Mais le plus de ce petit resto coincé dans un coin d’une rue anonyme du Bairro Alto, c’est son concert de fado pendant le repas. 3chanteurs, 1homme et 2femmes, se relaient toutes les 30minutes pour un tour de chant de 15minutes. La passion se propage aisément dans cette petite salle intimiste à la lumière tamisée. Les fluctuations de l’homme la force de la jeune femme et la passion de la « Dame en noir » rendent ce moment totalement captivant, immergé dans le Portugal des pécheurs, des explorateurs et des légendes.
Un dernier tour de chant et il sera déjà temps de retourner à l’auberge, rêver de voyage en caravelle, de batailles en armures, de morue chantant le fado de son pays.
Promis, demain, je me limite à 4pages…
PS : avec l’addition, on sent qu’on paye aussi le concert.
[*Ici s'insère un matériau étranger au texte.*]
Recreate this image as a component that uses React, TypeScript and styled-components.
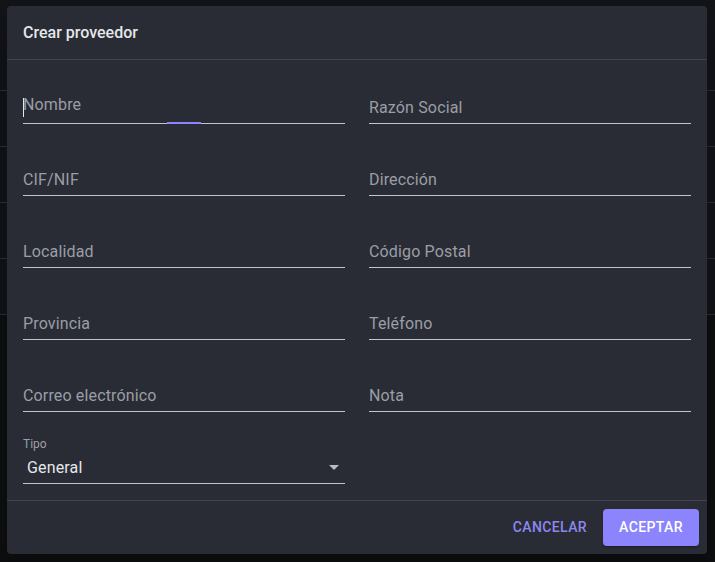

Mais ca reste raisonnable ; le tout étant de se limiter dans les boissons.
PS2 : Apres avoir écrit ces lignes durant tout le repas, j’intrigue. Ma voisine me demande ce que j’écris et s’intéresse au projet. Un peu plus tard, ce sera au tour de la Dame en noir, qui aura appris entre temps de je ne sais où que j’étais français, de venir me parler et de me laisser son nom : Deolinda de Jésus. Sa performance était envoutante de passion et de maitrise. Un plaisir.
PS3 : Le resto, à conseiller pour l’ambiance, le cadre et la nourriture : Caldo Verde, Paco de Cidade, Bairro Alto. Vins et spiritueux avec modération (2verres = 1plat !)
J’ai certainement oublié des détails, mais cette journée fut bien trop riche pour tous les conter.